Preferring to think of Iran as a problem with and for Israel, the Obama administration has studiously avoided acknowledging Iranian attacks on U.S. forces — and the attempted attack on U.S. soil. In 2011 Iranian plotted to assassinate the Saudi ambassador in a Washington restaurant and attack the Israeli Embassy. The U.S. Embassy in Libya may have been an easier way for the Iranians to make their point. There are Iranians in Libya — eight Iranian workers disappeared in July — and the Iranians are the premier trainer of forces hostile to the United States. They armed and trained Iraqi militias, and IRGC units were inside the country. They armed and trained Afghan militias. The IRGC has been a presence in Lebanon for years with Hezb’allah. Iranians are presently in Syria shoring up Bashar al Assad’s forces, and, according to a recent Center for Strategic and International Security report, Iran is a mainstay of Syrian chemical capabilities. They are in this hemisphere in Venezuela, Cuba, and Nicaragua.

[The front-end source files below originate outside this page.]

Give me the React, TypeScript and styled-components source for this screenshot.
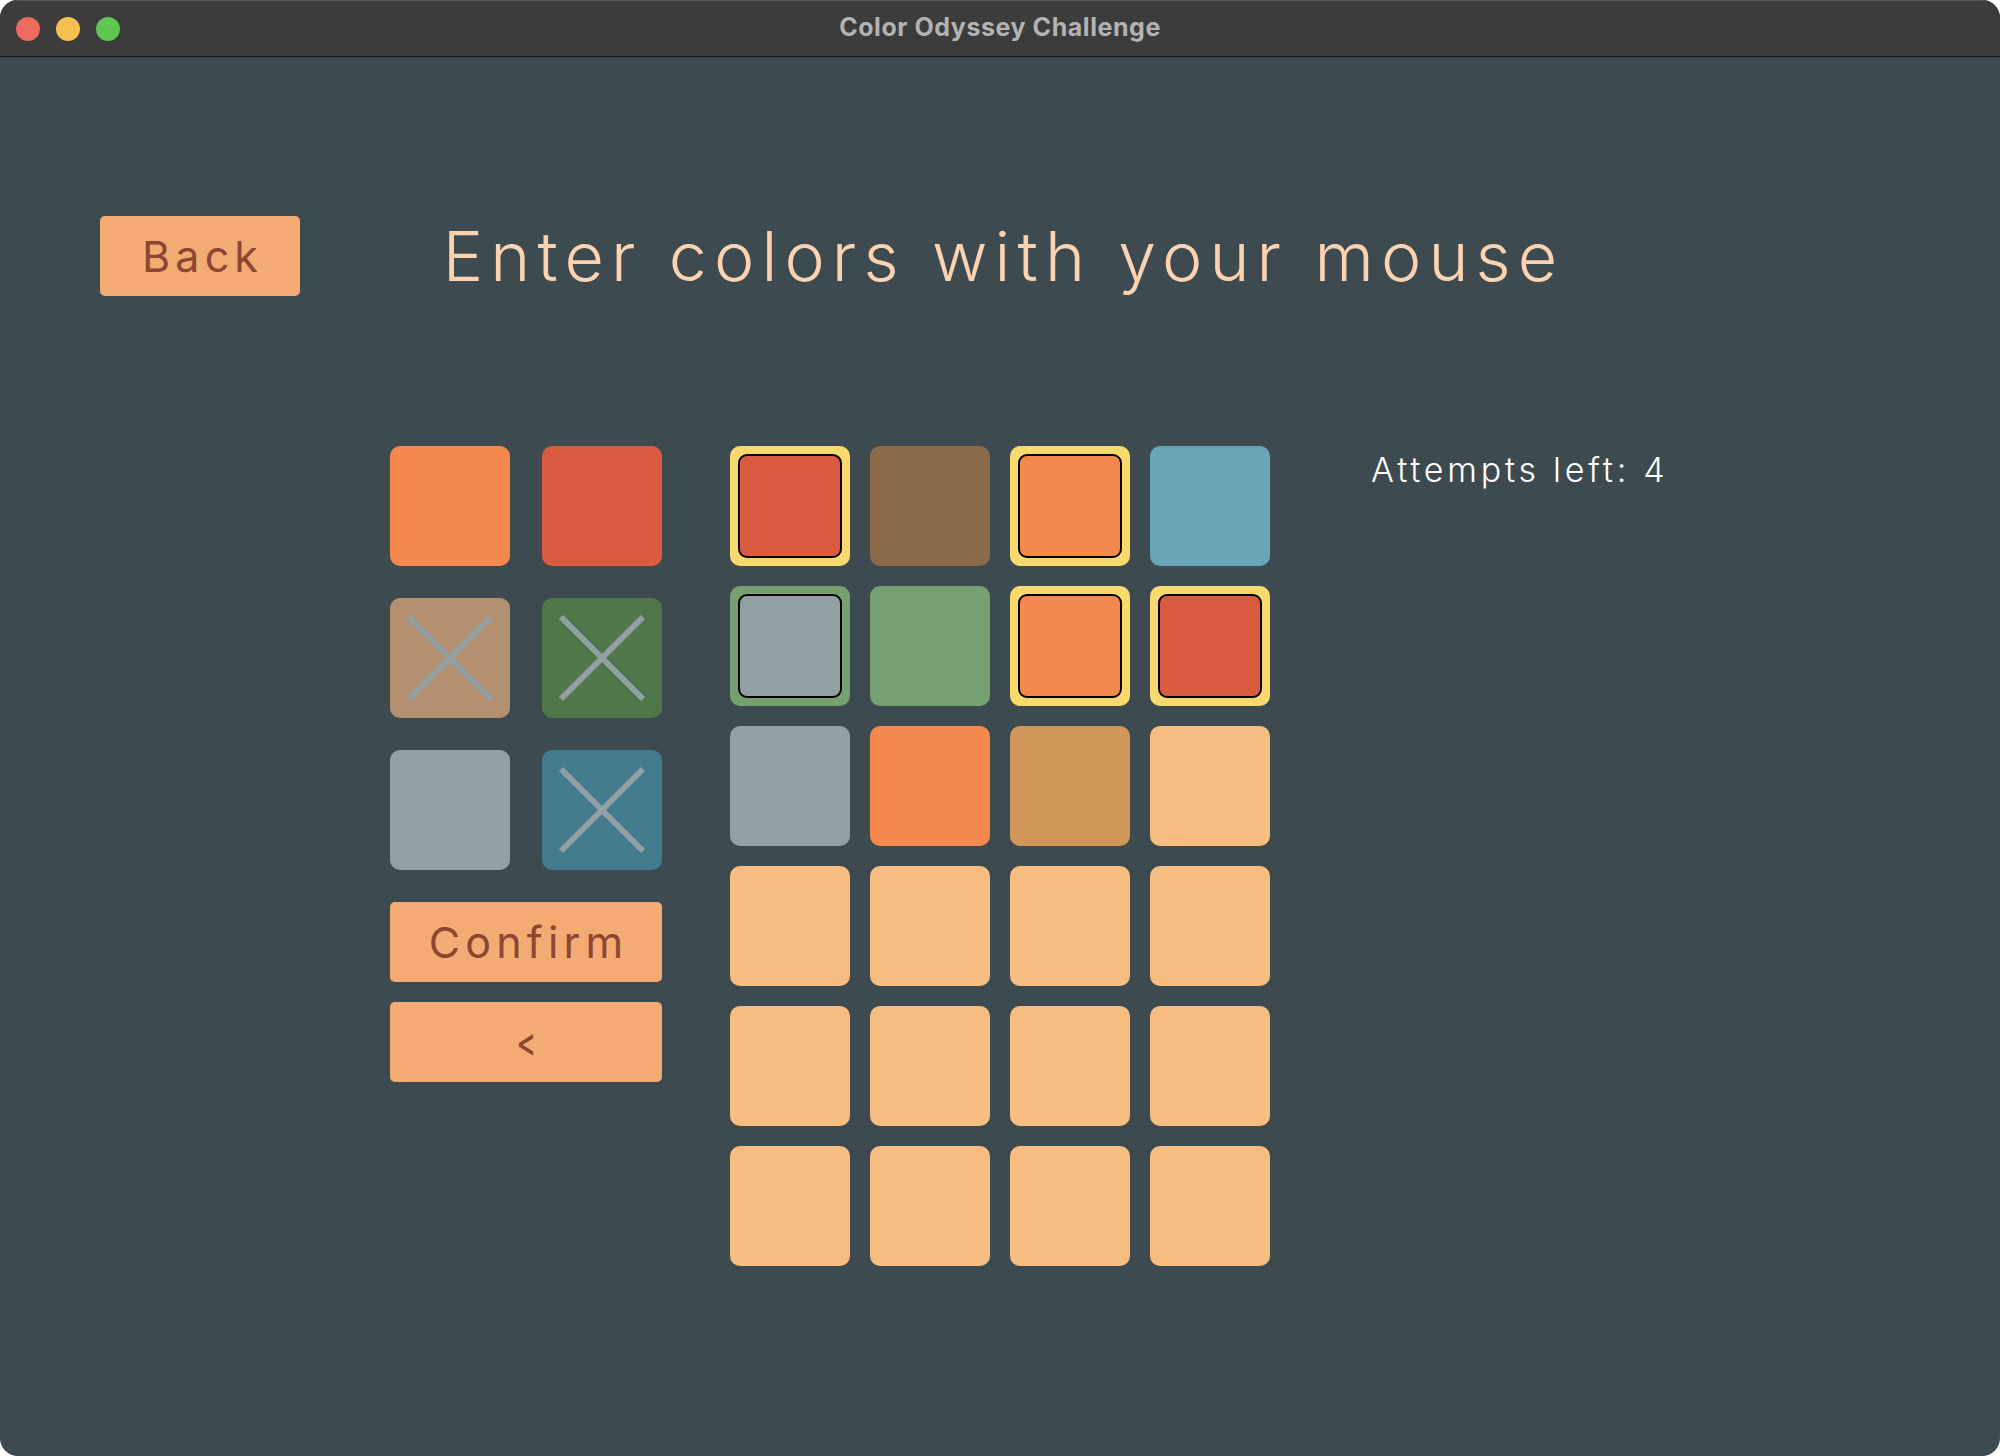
import React from "react";
import styled, { createGlobalStyle } from "styled-components";

const GlobalStyle = createGlobalStyle`
  html, body {
    margin: 0;
    padding: 0;
    background: #ffffff;
  }
  body {
    font-family: Inter, "Noto Sans", sans-serif;
  }
`;

const Window = styled.div`
  width: 2000px;
  height: 1456px;
  border-radius: 18px;
  overflow: hidden;
  display: flex;
  flex-direction: column;
  background: #3d4b50;
`;

const TitleBar = styled.div`
  background: #3c3c3c;
  border-top: 1px solid #575757;
  box-sizing: border-box;
  border-bottom: 1px solid #161616;
  height: 57px;
  flex: 0 0 57px;
  display: grid;
  grid-template-columns: 1fr auto 1fr;
  align-items: center;
`;

const Lights = styled.div`
  display: flex;
  gap: 16px;
  padding-left: 16px;
`;

const Light = styled.span<{ $c: string }>`
  width: 24px;
  height: 24px;
  border-radius: 50%;
  background: ${(p) => p.$c};
`;

const WindowTitle = styled.div`
  font-family: Inter, sans-serif;
  font-weight: 700;
  font-size: 25px;
  letter-spacing: 0.55px;
  color: #b3b3b3;
  line-height: 1;
  padding-bottom: 2px;
`;

const Content = styled.div`
  flex: 1;
  padding-top: 159px;
`;

const Header = styled.div`
  display: grid;
  grid-template-columns: 1fr auto 1fr;
  align-items: center;
`;

const ActionButton = styled.button<{ $w: number }>`
  width: ${(p) => p.$w}px;
  height: 80px;
  border: none;
  border-radius: 5px;
  background: #f4ab73;
  color: #8e4532;
  font-family: Inter, sans-serif;
  font-weight: 400;
  font-size: 43px;
  letter-spacing: 0.12em;
  padding: 0 0 0 0.12em;
  line-height: 1;
  display: flex;
  align-items: center;
  justify-content: center;
  cursor: pointer;
`;

const BackWrap = styled.div`
  padding-left: 100px;
`;

const Heading = styled.h1`
  margin: 0;
  font-family: Inter, sans-serif;
  font-weight: 300;
  font-size: 68px;
  line-height: 1;
  letter-spacing: 0.105em;
  padding-left: 0.105em;
  color: #fcd3b1;
`;

const Main = styled.div`
  margin-top: 150px;
  display: grid;
  grid-template-columns: 1fr 540px 1fr;
  align-items: start;
`;

const Palette = styled.div`
  justify-self: end;
  margin-right: 68px;
  width: 272px;
  display: flex;
  flex-direction: column;
`;

const PaletteGrid = styled.div`
  display: grid;
  grid-template-columns: 120px 120px;
  gap: 32px;
`;

const Board = styled.div`
  display: grid;
  grid-template-columns: repeat(4, 120px);
  grid-auto-rows: 120px;
  gap: 20px;
`;

const Tile = styled.div<{ $c: string; $ring?: string }>`
  width: 120px;
  height: 120px;
  box-sizing: border-box;
  border-radius: 10px;
  background: ${(p) => p.$ring ?? p.$c};
  padding: ${(p) => (p.$ring ? "8px" : "0")};
  display: flex;
`;

const Inner = styled.div<{ $c: string }>`
  flex: 1;
  border: 2px solid #000;
  border-radius: 9px;
  background: ${(p) => p.$c};
`;

const Cross = styled.svg`
  width: 120px;
  height: 120px;
`;

const ConfirmRow = styled.div`
  margin-top: 32px;
`;

const UndoRow = styled.div`
  margin-top: 20px;
`;

const Chevron = styled.span`
  display: inline-block;
  font-size: 40px;
  font-weight: 500;
  letter-spacing: 0;
  line-height: 1;
  margin-left: -0.1em;
  transform: scaleX(0.75);
`;

const Attempts = styled.div`
  margin-left: 101px;
  margin-top: 7px;
  font-family: Inter, sans-serif;
  font-weight: 300;
  font-size: 34px;
  line-height: 1;
  letter-spacing: 0.11em;
  color: #ffffff;
  white-space: nowrap;
`;

const C = {
  orange: "#f4894d",
  red: "#d95b41",
  tan: "#b39170",
  darkGreen: "#4f7749",
  gray: "#92a0a4",
  teal: "#417b8d",
  brown: "#8b6a4a",
  lightBlue: "#68a5b6",
  green: "#76a070",
  ochre: "#d29659",
  peach: "#f8be81",
  yellow: "#f8d96e",
};

const palette: { c: string; used: boolean }[] = [
  { c: C.orange, used: false },
  { c: C.red, used: false },
  { c: C.tan, used: true },
  { c: C.darkGreen, used: true },
  { c: C.gray, used: false },
  { c: C.teal, used: true },
];

type Cell = { c: string; ring?: string };

const board: Cell[] = [
  { c: C.red, ring: C.yellow },
  { c: C.brown },
  { c: C.orange, ring: C.yellow },
  { c: C.lightBlue },
  { c: C.gray, ring: C.green },
  { c: C.green },
  { c: C.orange, ring: C.yellow },
  { c: C.red, ring: C.yellow },
  { c: C.gray },
  { c: C.orange },
  { c: C.ochre },
  { c: C.peach },
  ...Array.from({ length: 12 }, () => ({ c: C.peach })),
];

export default function App() {
  return (
    <>
      <GlobalStyle />
      <Window>
        <TitleBar>
          <Lights>
            <Light $c="#ec6a5e" />
            <Light $c="#f4bf4f" />
            <Light $c="#61c554" />
          </Lights>
          <WindowTitle>Color Odyssey Challenge</WindowTitle>
          <div />
        </TitleBar>
        <Content>
          <Header>
            <BackWrap>
              <ActionButton $w={200}>Back</ActionButton>
            </BackWrap>
            <Heading>Enter colors with your mouse</Heading>
            <div />
          </Header>
          <Main>
            <Palette>
              <PaletteGrid>
                {palette.map((p, i) => (
                  <Tile key={i} $c={p.c}>
                    {p.used && (
                      <Cross viewBox="0 0 120 120">
                        <line x1="19" y1="19" x2="101" y2="101" stroke={C.gray} strokeWidth="6" />
                        <line x1="101" y1="19" x2="19" y2="101" stroke={C.gray} strokeWidth="6" />
                      </Cross>
                    )}
                  </Tile>
                ))}
              </PaletteGrid>
              <ConfirmRow>
                <ActionButton $w={272}>Confirm</ActionButton>
              </ConfirmRow>
              <UndoRow>
                <ActionButton $w={272}>
                  <Chevron>&lt;</Chevron>
                </ActionButton>
              </UndoRow>
            </Palette>
            <Board>
              {board.map((cell, i) => (
                <Tile key={i} $c={cell.c} $ring={cell.ring}>
                  {cell.ring && <Inner $c={cell.c} />}
                </Tile>
              ))}
            </Board>
            <Attempts>Attempts left: 4</Attempts>
          </Main>
        </Content>
      </Window>
    </>
  );
}
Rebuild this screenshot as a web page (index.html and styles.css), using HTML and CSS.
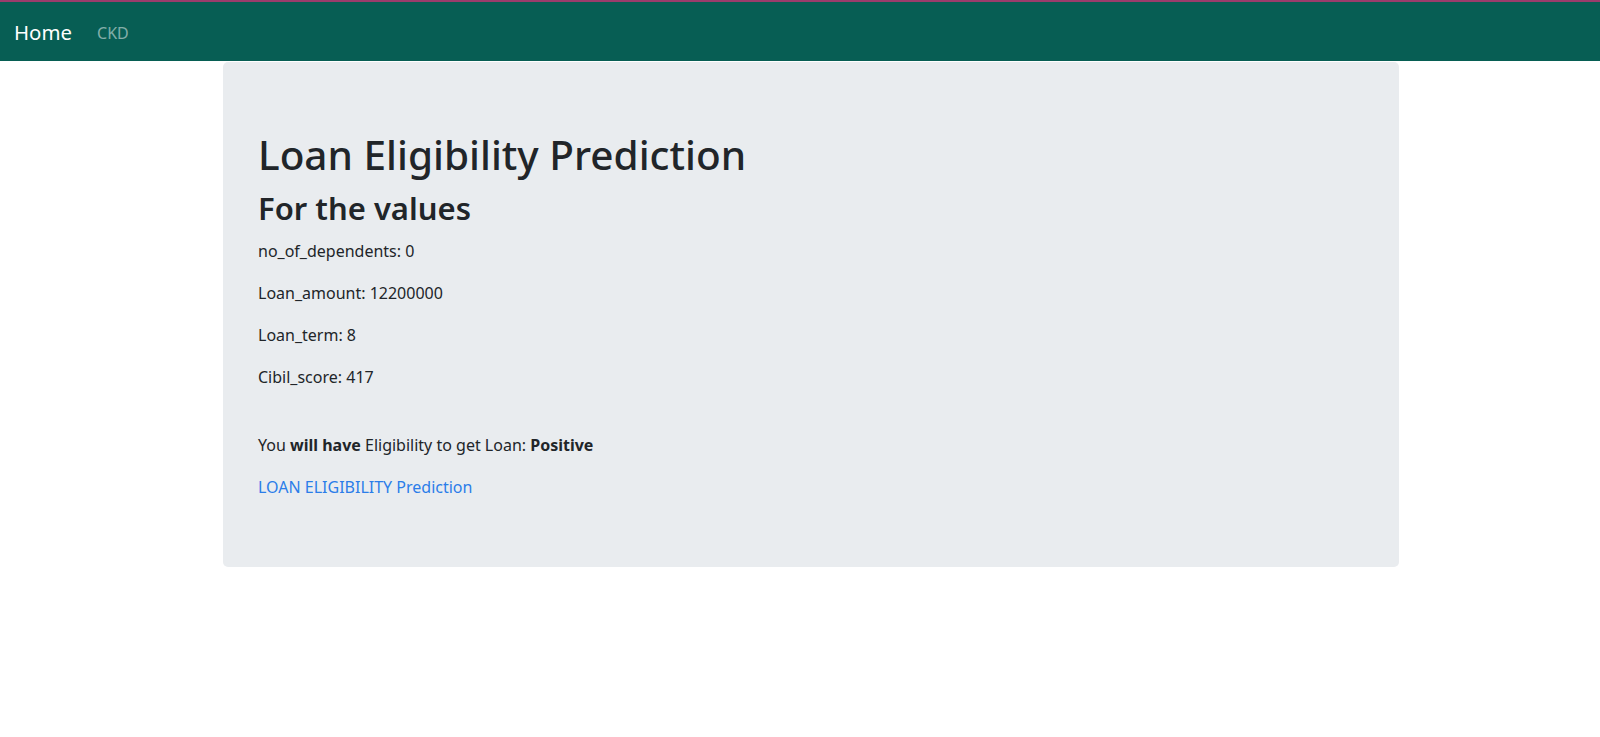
FILE: index.html
```html
<!DOCTYPE html>
<html lang="en">
<head>
<meta charset="utf-8">
<title>Loan Eligibility Prediction</title>
<link rel="stylesheet" href="styles.css">
</head>
<body>
<nav class="navbar">
  <a class="brand" href="#">Home</a>
  <a class="nav-link" href="#">CKD</a>
</nav>
<main class="container">
  <div class="jumbotron">
    <h1>Loan Eligibility Prediction</h1>
    <h2>For the values</h2>
    <p>no_of_dependents: 0</p>
    <p>Loan_amount: 12200000</p>
    <p>Loan_term: 8</p>
    <p>Cibil_score: 417</p>
    <br>
    <p>You <b>will have</b> Eligibility to get Loan: <b>Positive</b></p>
    <a class="link" href="#">LOAN ELIGIBILITY Prediction</a>
  </div>
</main>
</body>
</html>
```
FILE: styles.css
```css
html, body {
  margin: 0;
  padding: 0;
}
body {
  font-family: "Noto Sans", "Open Sans", sans-serif;
  font-size: 16px;
  line-height: 1.5;
  color: #212529;
  background: #fff;
}
.navbar {
  border-top: 2px solid #9b3c6c;
  background: #075e54;
  display: flex;
  align-items: center;
  padding: 2px 14px 0;
  box-sizing: border-box;
  height: 61px;
}
.brand {
  color: #fff;
  text-decoration: none;
  font-size: 20.4px;
  margin-right: 25px;
}
.nav-link {
  color: rgba(255,255,255,0.5);
  text-decoration: none;
  font-size: 16px;
}
.container {
  width: 1176px;
  margin: 1px 0 0 223px;
}
.jumbotron {
  background: #e9ecef;
  border-radius: 5px;
  padding: 69px 35px 67px;
  line-height: 26px;
}
h1 {
  margin: 0 0 10px;
  font-size: 40.5px;
  font-weight: 500;
  line-height: 1.2;
}
h2 {
  margin: 0 0 11.8px;
  font-size: 31px;
  font-weight: 600;
  line-height: 1.2;
}
p {
  margin: 0 0 16.8px;
  font-size: 16px;
  line-height: 25.3px;
}
b {
  font-weight: 700;
}
.link {
  color: #2b7de9;
  text-decoration: none;
  font-size: 16px;
  line-height: 25.3px;
  display: block;
}
```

Both al-Qaeda and Iran require that the U.S. acknowledge that there are organized forces waging war on the United States, not conducting random acts of terrorism.
The U.S. Embassy seizure in Cairo should be seen in the context of war as well. The demonstration was called by Salafists to protest the imprisonment of Omar Abdul Rahman, the “Blind Sheikh,” convicted of the first World Trade Center bombing. DHS reported internet calls for demonstrations at the U.S. Embassy, claiming, “The time has come for a strong movement from you, O sons of Egypt, to release the detained sheikh[.] … Let your slogan be: No to the American Embassy in Egypt until our detained sheikh is released.”
The administration would be loath to discover that the Muslim Brotherhood government of Mohammed Morsi is in league with Salafists, but Morsi did not object to the planned demonstration, did not beef up security, did not respond promptly to the riots, and waited 24 hours to make a statement — at which point, he wrote on his official Facebook page: “The presidency denounces in the strongest terms the attempt to insult the Prophet Mohammed (peace be upon him) and condemns the people who produced this extreme action.” He did only a little better later.
Morsi’s hesitance stems in part from the Egyptian government’s alignment with the Salafist Gama’a al-Islamiyya, a group designated by the U.S. State Department as a terrorist organization, but which elected members to the Egyptian Parliament under the name of the Building and Development Party. Despite his terror-organization ties, Parliamentarian Hani Nour Eldin received a visa to the United States to discuss Egypt’s desire to have the Blind Sheikh released from prison; he made his request at the White House.
Morsi may not be a Salafist, and he may be controlling himself in anticipation of American largesse, but the Muslim Brotherhood considers itself no less at war with the West than they.
President Obama said, “The tide of war is receding.” Wrong yet again. The tide of war is advancing as the United States withdraws troops and influence. Across the Middle East, North Africa, and eastward to Pakistan and Afghanistan, multiple groups — Sunni and Shiite — are waging war against us, our allies, and our interests. They have separate and conflicting histories and yet find common cause. “The enemy of my enemy is my friend” may not exactly apply; it’s more like “The enemy of my enemy is closer to me than my enemy, at least for now.” But in any event, the enemy is us.